October 29, 2019
Today's Login is 1,130 words, a 4-minute read.
1 big thing: Tech workers call out their companies
Tech industry workers create powerful tools that amplify users' voices. Now they're getting vocal about how those tools are used — and employers are wondering whether there's such a thing as too much voice.
Why it matters: Tech workers are often echoing concerns that have already stirred in the rest of society — or are about to do so.
- Encouraging workers to speak up can help management avoid missteps and identify problems early enough to fix them.
- At the same time, some decisions company leaders make are just going to be unpopular, and companies want to avoid giving employees a veto over management's decisions.
Driving the news:
- Facebook is the latest big company to be faced with the issue, with more than 250 employees signing a letter criticizing the decision to allow politicians to lie in paid ads without consequence.
- Google workers are famous for speaking up (and even walking out) over a range of issues, from sexual harassment to government work. Most recently, workers have questioned Google's hiring of a former official in the Trump Administration's Homeland Security department.
- Workers at Microsoft have also spoken up over its work with the U.S. military and immigration authorities.

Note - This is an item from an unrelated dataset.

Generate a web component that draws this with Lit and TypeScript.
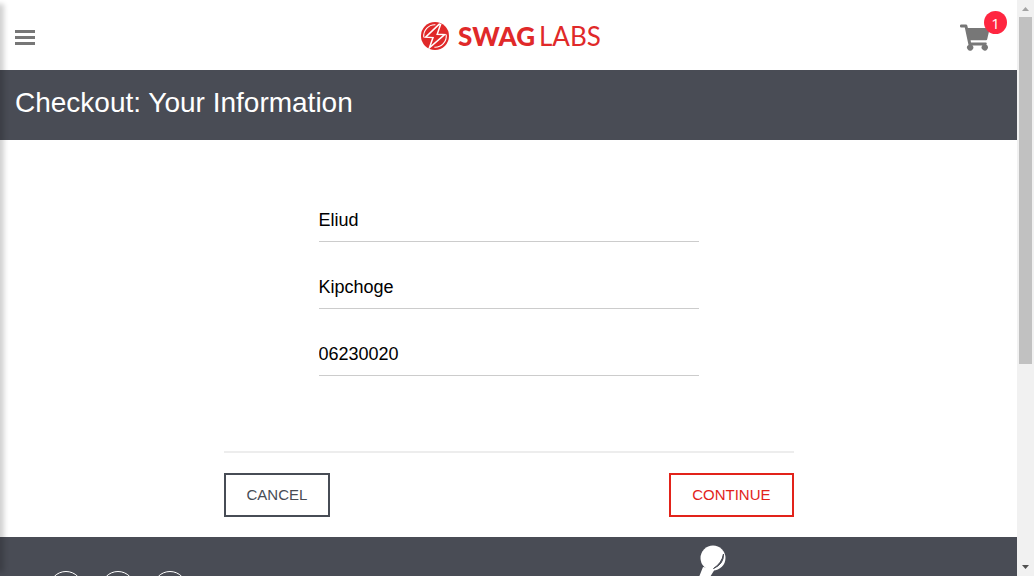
import { LitElement, html, css, svg } from "lit";
import { customElement, property } from "lit/decorators.js";

@customElement("checkout-field")
class CheckoutField extends LitElement {
  @property() label = "";
  @property() name = "";
  @property() value = "";

  static styles = css`
    :host {
      display: block;
    }
    .input {
      display: block;
      box-sizing: border-box;
      width: 100%;
      height: 46px;
      padding: 4px 0 0;
      border: 0;
      border-bottom: 1px solid #cccccc;
      border-radius: 0;
      outline: 0;
      background: transparent;
      color: #000;
      font: 18px "Liberation Sans", Arial, sans-serif;
    }
  `;

  render() {
    return html`<input
      class="input"
      type="text"
      aria-label=${this.label}
      name=${this.name}
      .value=${this.value}
    />`;
  }
}

const boltMark = svg`
  <circle cx="14" cy="14" r="14" fill="#e02929" />
  <g fill="none" stroke="#fff" stroke-width="1.5" stroke-linejoin="miter">
    <path d="M18.8 1.6 L4.6 15.2 L12 15.6 L8.4 25.8 L23.6 12.6 L16.2 12.2 L19.8 1.8" />
    <path d="M2.8 15.4 A11.2 11.2 0 0 1 14.4 2.8" stroke-width="1.1" />
    <path d="M25.2 12.6 A11.2 11.2 0 0 1 13.4 25.2" stroke-width="1.1" />
  </g>
`;

@customElement("app-root")
class AppRoot extends LitElement {
  private fields = [
    { label: "First Name", name: "firstName", value: "Eliud" },
    { label: "Last Name", name: "lastName", value: "Kipchoge" },
    { label: "Zip/Postal Code", name: "postalCode", value: "06230020" },
  ];

  static styles = css`
    :host {
      display: grid;
      grid-template-columns: minmax(0, 1fr) 17px;
      height: 100vh;
      overflow: hidden;
      position: relative;
      background: #fff;
      font-family: "Liberation Sans", Arial, sans-serif;
    }
    .page {
      display: flex;
      flex-direction: column;
      overflow: hidden;
    }
    .header {
      display: grid;
      grid-template-columns: 1fr auto 1fr;
      align-items: center;
      flex: none;
      height: 70px;
      padding: 0 10px 0 15px;
    }
    .menu {
      display: flex;
      flex-direction: column;
      justify-self: start;
      gap: 3px;
      margin-top: 5px;
      padding: 0;
      border: 0;
      background: none;
    }
    .bar {
      width: 20px;
      height: 3px;
      background: #777;
    }
    .brand {
      display: flex;
      align-items: center;
      gap: 9px;
      margin-top: 2px;
      color: #e02929;
      font: 400 26px/28px Lato, sans-serif;
    }
    .brand-name {
      display: flex;
      gap: 4px;
    }
    .brand-strong {
      font-weight: 900;
    }
    .mark {
      display: block;
      width: 28px;
      height: 28px;
    }
    .cart {
      position: relative;
      display: block;
      justify-self: end;
      width: 47px;
      height: 40px;
    }
    .cart-icon {
      display: block;
      margin-top: 9px;
      width: 30px;
      height: 27px;
    }
    .badge {
      position: absolute;
      top: -4px;
      right: 0;
      width: 23px;
      height: 23px;
      border-radius: 50%;
      background: #ff2640;
      color: #fff;
      font: 15px/24px "Open Sans", sans-serif;
      text-align: center;
    }
    .title {
      flex: none;
      box-sizing: border-box;
      height: 70px;
      margin: 0;
      padding: 0 15px;
      background: #494c55;
      color: #fff;
      font-size: 28px;
      font-weight: 400;
      line-height: 65px;
    }
    .form {
      flex: none;
      box-sizing: border-box;
      width: 570px;
      max-width: 100%;
      margin: 0 auto;
      padding: 56px 0 20px;
    }
    .fields {
      display: grid;
      gap: 21px;
      max-width: 380px;
      margin: 0 auto 75px;
    }
    .actions {
      display: flex;
      justify-content: space-between;
      padding-top: 20px;
      border-top: 2px solid #ededed;
    }
    .button {
      height: 44px;
      padding: 0 21px 2px;
      border: 2px solid currentColor;
      background: #fff;
      font: 15px "Liberation Sans", Arial, sans-serif;
    }
    .cancel {
      color: #474c55;
    }
    .continue {
      color: #e2231a;
    }
    .footer {
      display: flex;
      flex: 1 0 auto;
      justify-content: space-between;
      height: 39px;
      background: #494c55;
      overflow: hidden;
    }
    .social {
      display: flex;
      gap: 18px;
      margin: 0;
      padding: 34px 0 0 49px;
    }
    .social-link {
      display: block;
      box-sizing: border-box;
      width: 34px;
      height: 34px;
      border: 1px solid #fff;
      border-radius: 50%;
    }
    .robot {
      width: 40px;
      height: 39px;
      margin-right: 282px;
    }
    .scrollbar {
      display: flex;
      flex-direction: column;
      align-items: center;
      justify-content: space-between;
      background: #f1f1f1;
    }
    .arrow {
      flex: none;
      width: 17px;
      height: 17px;
    }
    .track {
      flex: 1;
      width: 13px;
    }
    .thumb {
      height: 64%;
      background: #c1c1c1;
    }
    .drawer {
      position: absolute;
      top: 4px;
      bottom: 4px;
      right: 100%;
      width: 300px;
      box-shadow: 4px 0 5px rgba(0, 0, 0, 0.18);
    }
  `;

  render() {
    return html`
      <div class="page">
        <header class="header">
          <button class="menu" aria-label="Open menu">
            <span class="bar"></span><span class="bar"></span><span class="bar"></span>
          </button>
          <div class="brand">
            <svg class="mark" viewBox="0 0 28 28" aria-hidden="true">${boltMark}</svg>
            <span class="brand-name"><span class="brand-strong">SWAG</span><span>LABS</span></span>
          </div>
          <a class="cart" href="#cart" aria-label="Cart">
            <svg class="cart-icon" viewBox="0 0 30 27" fill="#777" aria-hidden="true">
              <path d="M1.2 0.5 H6 Q7 0.5 7.3 1.5 L7.9 4 H28.5 Q29.8 4 29.5 5.3 L27.2 15.3 Q27 16.2 26 16.2 H10.6 L11 18.4 H25.8 Q27 18.6 26.7 19.7 L26.4 20.8 A3.1 3.1 0 1 1 22.4 21.4 H12.4 A3.1 3.1 0 1 1 8.5 20.9 L4.8 3.5 H1.2 Q0 3.5 0 2.4 V1.6 Q0 0.5 1.2 0.5 Z" />
            </svg>
            <span class="badge">1</span>
          </a>
        </header>
        <h1 class="title">Checkout: Your Information</h1>
        <form class="form" @submit=${(e: Event) => e.preventDefault()}>
          <div class="fields">
            ${this.fields.map(
              (f) => html`<checkout-field .label=${f.label} .name=${f.name} .value=${f.value}></checkout-field>`
            )}
          </div>
          <div class="actions">
            <button type="button" class="button cancel">CANCEL</button>
            <button type="submit" class="button continue">CONTINUE</button>
          </div>
        </form>
        <footer class="footer">
          <nav class="social">
            <a class="social-link" href="#twitter" aria-label="Twitter"></a>
            <a class="social-link" href="#facebook" aria-label="Facebook"></a>
            <a class="social-link" href="#linkedin" aria-label="LinkedIn"></a>
          </nav>
          <svg class="robot" viewBox="0 0 40 39" aria-hidden="true">
            <circle cx="18" cy="21" r="12.5" fill="#fff" />
            <path d="M8 30 L4 40 H15 L20 32 Z" fill="#fff" />
            <path d="M28.5 17 Q29 27 18.5 31.5 Q27 26 28.5 17 Z" fill="#494c55" stroke="#494c55" stroke-width="1" />
          </svg>
        </footer>
      </div>
      <div class="scrollbar" aria-hidden="true">
        <svg class="arrow" viewBox="0 0 17 17"><path d="M5 11 L8.5 7 L12 11 Z" fill="#a3a3a3" /></svg>
        <div class="track"><div class="thumb"></div></div>
        <svg class="arrow" viewBox="0 0 17 17"><path d="M5 6 L8.5 10 L12 6 Z" fill="#505050" /></svg>
      </div>
      <div class="drawer"></div>
    `;
  }
}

The company has been willing to take clear positions notwithstanding, vigorously defending its work with the U.S. government.
- Employees of Blizzard protested after the company penalized a game tournament winner for lending support to Hong Kong protesters.
Yes, but: Workers aren't speaking out everywhere. Apple and Amazon are known for expecting dissent to remain private.
The big picture: Tech companies recruit talented, idiosyncratic engineers, designers, and product managers by presenting them with inspiring missions and promising them a chance to "change the world."
- It shouldn't surprise anyone that some of these workers will challenge policies they find unethical.
- These conflicts have emerged during an unprecedented market boom. In a downturn, companies are more likely to make hard-knuckled decisions — and workers worried about their jobs might be less daring about challenging those choices.
What they're saying:
- More than 250 Facebook workers, in a letter:
"Free speech and paid speech are not the same thing. Misinformation affects us all. Our current policies on fact checking people in political office, or those running for office, are a threat to what FB stands for. We strongly object to this policy as it stands. It doesn't protect voices, but instead allows politicians to weaponize our platform by targeting people who believe that content posted by political figures is trustworthy."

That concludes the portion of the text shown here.